Flight 2000
- Manufacturer: Stern
- Release date: October 1980
- Design: Harry Williams
- Programming: Bill Pfutzenreuter
- Artwork: Gerry Simkus, Doug Watson
- Production run: 6,300

= Flight 2000 (pinball) =

1980 pinball machine

Flight 2000 is a 1980 Stern widebody pinball machine. It was the first table by this company with speech. The theme of the game revolves around futuristic space flight.

==Description==
The game has 3-ball multiball where each ball is launched through three separate 'Lift-Off' stages. This is placed at the upper left of the playfield inside a maze-like ball lock mechanism.

The playfield contains a ball capture feature in the upper left and a spinner and drop targets in the middle. Space ships heading to the stars are depicted on the backbox.

Flight 2000 has a robotic synthesised speech sound that fits well to its space travel theme; the voice is the same one that was used in Stern's own Berzerk. Pinball machines with speech were still uncommon in 1980. Xenon was not released by Bally until a couple of months later.

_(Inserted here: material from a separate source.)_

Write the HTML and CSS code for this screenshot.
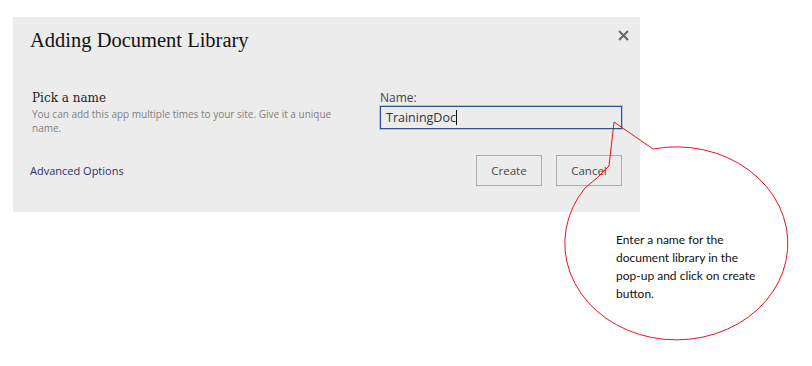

The pinball machine was well received for its combination of attractive art and Harry Williams' innovative design therefore Flight 2000 sold well and is still widely recognized as one of Stern's finest and most memorable games. In Japan, Game Machine listed Flight 2000 on their June 1, 1983 issue as being the third most-successful flipper unit of the month.

==Digital versions==
Flight 2000 was the winner of a fan poll as the classic Stern table and therefore officially released as a licensed table on The Pinball Arcade for several platforms.